I had the great pleasure of attending two of Sid Kelly’s Southern California clinics back in March. Although Sid and I are on the same page when it comes to pedagogy for Judo, I came away with lots of good drills, ideas, and key phrases that make my own approach to teaching Judo all the more rich and effective.
Thanks to the efforts of Hal Sharp from Gardena Judo, Coach Kelly was brought over from Connecticut and sponsored by Nanka with the intention of presenting to club leaders a different approach to teaching our sport, one that would help us attract more people to Judo and retain a greater portion of those who do join.
Coach Kelly’s clinics are truly unique in content, and given the size of the Judo population in Southern California and the fact that many of our clubs are dying a slow but sure death, they should have been attended by hordes of information-crazy clubs leaders. But lo and behold, reality reared its ugly head: almost nobody showed up! Apparently, our club leaders don’t need continuing education and new ideas.
At the Goltz Judo Club session on Saturday, there were four clubs represented besides the host club. From those four clubs, there were two players on the mat and three or four sitting on the sideline. Had it not been for the presence of roughly twenty-eight students from the host club, we would have had a mere three participants on the mat.

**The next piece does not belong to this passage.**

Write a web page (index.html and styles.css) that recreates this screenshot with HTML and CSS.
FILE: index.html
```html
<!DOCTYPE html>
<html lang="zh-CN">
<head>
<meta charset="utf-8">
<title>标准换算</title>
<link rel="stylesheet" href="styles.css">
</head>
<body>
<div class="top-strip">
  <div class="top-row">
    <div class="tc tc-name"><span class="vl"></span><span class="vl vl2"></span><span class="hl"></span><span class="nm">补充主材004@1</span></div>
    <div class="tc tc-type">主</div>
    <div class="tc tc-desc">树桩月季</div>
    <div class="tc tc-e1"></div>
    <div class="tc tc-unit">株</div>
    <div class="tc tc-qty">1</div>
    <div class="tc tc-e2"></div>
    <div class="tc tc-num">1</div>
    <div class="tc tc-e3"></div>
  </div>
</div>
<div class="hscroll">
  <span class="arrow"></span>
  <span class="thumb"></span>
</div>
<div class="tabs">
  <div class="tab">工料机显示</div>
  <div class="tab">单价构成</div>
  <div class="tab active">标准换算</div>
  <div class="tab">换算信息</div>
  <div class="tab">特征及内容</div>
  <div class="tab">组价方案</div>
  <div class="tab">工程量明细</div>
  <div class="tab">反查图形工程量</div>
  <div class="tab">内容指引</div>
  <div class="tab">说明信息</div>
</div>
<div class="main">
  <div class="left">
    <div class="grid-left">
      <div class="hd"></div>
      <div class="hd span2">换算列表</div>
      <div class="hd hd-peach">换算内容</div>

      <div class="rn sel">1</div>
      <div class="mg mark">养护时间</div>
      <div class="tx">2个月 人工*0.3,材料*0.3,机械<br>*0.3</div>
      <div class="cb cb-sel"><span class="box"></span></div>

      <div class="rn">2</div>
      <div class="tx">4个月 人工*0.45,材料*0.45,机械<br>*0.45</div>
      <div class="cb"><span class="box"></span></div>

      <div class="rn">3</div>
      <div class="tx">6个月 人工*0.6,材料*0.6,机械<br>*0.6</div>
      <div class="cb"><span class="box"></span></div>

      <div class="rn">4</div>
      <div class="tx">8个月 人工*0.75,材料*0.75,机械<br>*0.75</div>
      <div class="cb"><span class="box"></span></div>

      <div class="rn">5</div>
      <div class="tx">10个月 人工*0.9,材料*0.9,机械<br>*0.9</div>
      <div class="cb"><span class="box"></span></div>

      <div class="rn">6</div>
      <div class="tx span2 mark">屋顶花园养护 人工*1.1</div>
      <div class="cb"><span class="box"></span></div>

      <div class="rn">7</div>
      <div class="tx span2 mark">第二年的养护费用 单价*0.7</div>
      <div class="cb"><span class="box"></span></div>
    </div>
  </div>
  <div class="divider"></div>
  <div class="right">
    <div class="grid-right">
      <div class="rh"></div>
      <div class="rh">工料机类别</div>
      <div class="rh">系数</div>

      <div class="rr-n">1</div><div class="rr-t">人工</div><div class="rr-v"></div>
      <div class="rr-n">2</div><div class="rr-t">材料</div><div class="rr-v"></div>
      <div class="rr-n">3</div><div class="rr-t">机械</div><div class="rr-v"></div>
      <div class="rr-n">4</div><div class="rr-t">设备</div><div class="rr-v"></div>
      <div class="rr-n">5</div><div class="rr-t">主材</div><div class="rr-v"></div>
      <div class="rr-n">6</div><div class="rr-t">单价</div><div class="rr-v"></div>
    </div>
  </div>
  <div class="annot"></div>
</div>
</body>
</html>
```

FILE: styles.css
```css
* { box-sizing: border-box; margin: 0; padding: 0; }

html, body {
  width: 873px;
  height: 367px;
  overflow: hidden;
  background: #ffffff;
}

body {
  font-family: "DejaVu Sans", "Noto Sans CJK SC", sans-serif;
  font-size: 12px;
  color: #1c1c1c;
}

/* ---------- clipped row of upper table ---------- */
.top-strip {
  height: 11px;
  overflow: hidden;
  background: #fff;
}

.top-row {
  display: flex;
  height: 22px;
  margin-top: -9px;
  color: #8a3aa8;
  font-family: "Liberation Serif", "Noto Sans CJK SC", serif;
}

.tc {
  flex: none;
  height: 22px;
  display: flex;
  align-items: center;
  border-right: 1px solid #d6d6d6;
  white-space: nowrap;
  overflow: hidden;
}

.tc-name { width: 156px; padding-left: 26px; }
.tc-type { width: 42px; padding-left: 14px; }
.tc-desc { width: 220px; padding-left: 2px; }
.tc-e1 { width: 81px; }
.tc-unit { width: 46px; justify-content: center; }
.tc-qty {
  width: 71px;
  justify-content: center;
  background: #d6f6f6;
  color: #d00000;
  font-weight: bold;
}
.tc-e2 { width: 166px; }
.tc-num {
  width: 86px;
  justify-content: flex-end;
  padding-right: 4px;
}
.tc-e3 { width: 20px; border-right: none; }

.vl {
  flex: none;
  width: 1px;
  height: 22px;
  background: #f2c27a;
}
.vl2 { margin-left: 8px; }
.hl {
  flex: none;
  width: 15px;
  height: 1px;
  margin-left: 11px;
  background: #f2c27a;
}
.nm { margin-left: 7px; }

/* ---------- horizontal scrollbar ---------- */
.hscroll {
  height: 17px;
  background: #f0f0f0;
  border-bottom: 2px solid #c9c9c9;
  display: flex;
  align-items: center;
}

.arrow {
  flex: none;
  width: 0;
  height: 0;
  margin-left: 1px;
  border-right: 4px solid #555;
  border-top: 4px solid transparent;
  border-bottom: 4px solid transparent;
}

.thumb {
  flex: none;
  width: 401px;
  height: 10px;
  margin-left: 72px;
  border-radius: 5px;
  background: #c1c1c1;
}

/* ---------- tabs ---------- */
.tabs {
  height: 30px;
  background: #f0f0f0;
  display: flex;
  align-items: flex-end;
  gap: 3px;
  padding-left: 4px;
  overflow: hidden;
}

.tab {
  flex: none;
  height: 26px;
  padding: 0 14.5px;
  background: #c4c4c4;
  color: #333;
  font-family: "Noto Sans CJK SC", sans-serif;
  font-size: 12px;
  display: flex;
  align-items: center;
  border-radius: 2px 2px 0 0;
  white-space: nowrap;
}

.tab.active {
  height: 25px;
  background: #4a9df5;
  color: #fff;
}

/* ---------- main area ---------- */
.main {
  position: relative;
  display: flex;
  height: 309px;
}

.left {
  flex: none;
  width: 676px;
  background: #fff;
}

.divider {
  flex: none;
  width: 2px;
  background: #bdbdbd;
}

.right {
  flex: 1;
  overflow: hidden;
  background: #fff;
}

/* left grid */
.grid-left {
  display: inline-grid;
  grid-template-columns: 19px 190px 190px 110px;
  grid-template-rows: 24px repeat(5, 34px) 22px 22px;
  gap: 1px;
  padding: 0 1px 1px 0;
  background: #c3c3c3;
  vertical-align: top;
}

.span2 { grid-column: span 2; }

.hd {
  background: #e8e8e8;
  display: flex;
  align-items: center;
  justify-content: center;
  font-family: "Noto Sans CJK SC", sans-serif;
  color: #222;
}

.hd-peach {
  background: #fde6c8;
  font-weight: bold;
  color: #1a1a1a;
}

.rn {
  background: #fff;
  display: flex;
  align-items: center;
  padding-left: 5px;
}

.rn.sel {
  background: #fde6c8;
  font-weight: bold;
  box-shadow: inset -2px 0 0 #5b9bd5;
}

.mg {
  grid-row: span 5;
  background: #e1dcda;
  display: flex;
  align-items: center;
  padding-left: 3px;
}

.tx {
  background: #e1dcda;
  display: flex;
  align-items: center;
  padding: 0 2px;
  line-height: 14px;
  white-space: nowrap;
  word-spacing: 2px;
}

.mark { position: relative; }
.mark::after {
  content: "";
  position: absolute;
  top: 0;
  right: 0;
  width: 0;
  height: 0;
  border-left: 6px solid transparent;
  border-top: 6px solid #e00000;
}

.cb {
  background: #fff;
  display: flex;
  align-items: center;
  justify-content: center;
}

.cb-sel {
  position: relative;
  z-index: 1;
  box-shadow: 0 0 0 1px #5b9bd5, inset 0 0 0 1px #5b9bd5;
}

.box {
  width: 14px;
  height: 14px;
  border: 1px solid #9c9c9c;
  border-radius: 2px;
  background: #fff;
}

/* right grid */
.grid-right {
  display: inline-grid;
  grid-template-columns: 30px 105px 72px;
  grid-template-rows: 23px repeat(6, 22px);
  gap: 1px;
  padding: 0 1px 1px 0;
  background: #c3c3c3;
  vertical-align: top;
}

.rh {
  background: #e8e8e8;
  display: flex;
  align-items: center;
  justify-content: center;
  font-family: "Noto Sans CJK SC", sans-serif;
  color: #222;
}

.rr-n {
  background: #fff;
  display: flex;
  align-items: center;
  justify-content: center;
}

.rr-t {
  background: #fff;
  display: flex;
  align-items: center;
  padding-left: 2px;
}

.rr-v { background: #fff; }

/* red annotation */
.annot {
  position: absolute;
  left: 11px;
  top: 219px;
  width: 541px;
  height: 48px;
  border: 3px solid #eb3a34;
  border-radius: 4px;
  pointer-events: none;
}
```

Sunday’s session at Tenri Dojo was similarly poorly attended: a total of seven participants representing three clubs! Yes, some clubs were at a national event, but clearly not all their coaches were absent from the area. While you digest these numbers, keep in mind that there are over fifty clubs in Southern California. We should have had at least one representative from each club.
So the question begs: does anyone care about the survival of Judo? Does anyone realize that we must change our approach to teaching Judo if we are to successfully contest in the twenty-first century? Does anyone realize that teaching Judo need not follow the “mat bashing-static uchi komi-randori” model that is prevalent in most clubs? Based on the turnout to Sid Kelly’s clinics, the answer is a resounding “NO!”
I constantly hear from club leaders that membership is not what it used to be. Kids are doing x, y and z, but not Judo. In most instances, these club leaders have not revamped their instructional program in decades, and have not stayed current with the times. Yet they wonder why nobody wants to do Judo or stay in Judo. Albert Einstein said that insanity is doing the same thing and expecting a different result. That’s American Judo. We keep using the same old, tired model of instruction, and we keep losing far too many people after they have stumbled into our clubs.
So, kudos to Nanka for sponsoring and bringing Sid Kelly out to the West Coast. On the other hand, shame on its clubs for not supporting the clinics. USJA clubs should also be chastised for not giving a hoot. The turnout for Sid Kelly’s clinics was pathetic, shameful and insulting to the clinician. This is just another small nail in our coffin.
One final comment about attending clinics: be considerate of the clinician by arriving on time, putting your gi on, getting on the mat, participating to the best of your physical condition, and by not leaving until the clinic is over! That’s common courtesy that the clinician deserves.